> [Short problem]: Skip every picture and transcribe the remaining material exactly.

● ● ● ●

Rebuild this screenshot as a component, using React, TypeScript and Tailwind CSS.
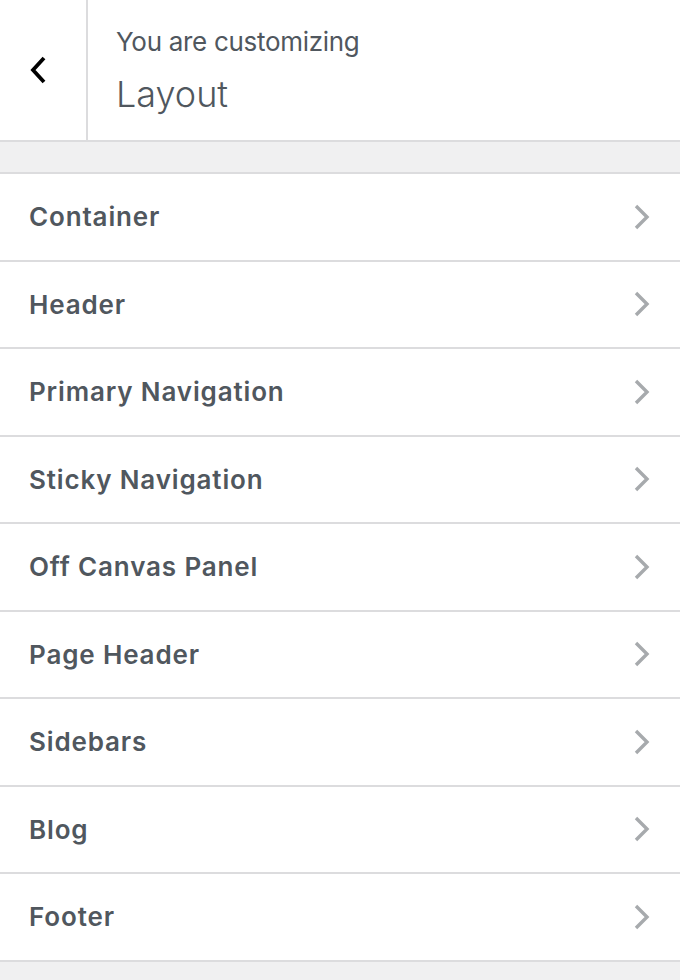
import React from "react";

const items = [
  "Container",
  "Header",
  "Primary Navigation",
  "Sticky Navigation",
  "Off Canvas Panel",
  "Page Header",
  "Sidebars",
  "Blog",
  "Footer",
];

export default function App() {
  return (
    <div
      className="w-[680px] h-[980px] bg-[#f0f0f1] overflow-hidden"
      style={{ fontFamily: "Inter, 'Noto Sans', sans-serif" }}
    >
      <div className="flex h-[142px] bg-white border-b-2 border-[#dcdcde]">
        <div className="w-[88px] shrink-0 border-r-2 border-[#dcdcde] flex items-center justify-center">
          <svg width="24" height="30" viewBox="0 0 24 30" className="ml-[-9px] mt-[-1px]">
            <path d="M17 3 L6 15 L17 27" fill="none" stroke="#000" strokeWidth="3.8" />
          </svg>
        </div>
        <div className="pl-[28px] pt-[23px] text-[#50575e]">
          <div className="text-[26px] leading-[38px] tracking-[-0.3px]">You are customizing</div>
          <div className="mt-[8px] text-[36px] leading-[50px] font-light">Layout</div>
        </div>
      </div>
      <div className="h-[32px] border-b-2 border-[#dcdcde]" />
      {items.map((it) => (
        <div
          key={it}
          className="h-[87.5px] bg-white border-b-2 border-[#dcdcde] flex items-center justify-between pl-[29px] pr-[28px]"
        >
          <span className="text-[26px] font-semibold text-[#50575e] tracking-[0.85px]">{it}</span>
          <svg width="20" height="28" viewBox="0 0 20 28">
            <path d="M4 3 L15 14 L4 25" fill="none" stroke="#a7aaad" strokeWidth="3.4" />
          </svg>
        </div>
      ))}
    </div>
  );
}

● ● ● ●

> [Task solution]:
Rebuild this screenshot as a component, using React, TypeScript and Tailwind CSS.
import React from "react";

const items = [
  "Container",
  "Header",
  "Primary Navigation",
  "Sticky Navigation",
  "Off Canvas Panel",
  "Page Header",
  "Sidebars",
  "Blog",
  "Footer",
];

export default function App() {
  return (
    <div
      className="w-[680px] h-[980px] bg-[#f0f0f1] overflow-hidden"
      style={{ fontFamily: "Inter, 'Noto Sans', sans-serif" }}
    >
      <div className="flex h-[142px] bg-white border-b-2 border-[#dcdcde]">
        <div className="w-[88px] shrink-0 border-r-2 border-[#dcdcde] flex items-center justify-center">
          <svg width="24" height="30" viewBox="0 0 24 30" className="ml-[-9px] mt-[-1px]">
            <path d="M17 3 L6 15 L17 27" fill="none" stroke="#000" strokeWidth="3.8" />
          </svg>
        </div>
        <div className="pl-[28px] pt-[23px] text-[#50575e]">
          <div className="text-[26px] leading-[38px] tracking-[-0.3px]">You are customizing</div>
          <div className="mt-[8px] text-[36px] leading-[50px] font-light">Layout</div>
        </div>
      </div>
      <div className="h-[32px] border-b-2 border-[#dcdcde]" />
      {items.map((it) => (
        <div
          key={it}
          className="h-[87.5px] bg-white border-b-2 border-[#dcdcde] flex items-center justify-between pl-[29px] pr-[28px]"
        >
          <span className="text-[26px] font-semibold text-[#50575e] tracking-[0.85px]">{it}</span>
          <svg width="20" height="28" viewBox="0 0 20 28">
            <path d="M4 3 L15 14 L4 25" fill="none" stroke="#a7aaad" strokeWidth="3.4" />
          </svg>
        </div>
      ))}
    </div>
  );
}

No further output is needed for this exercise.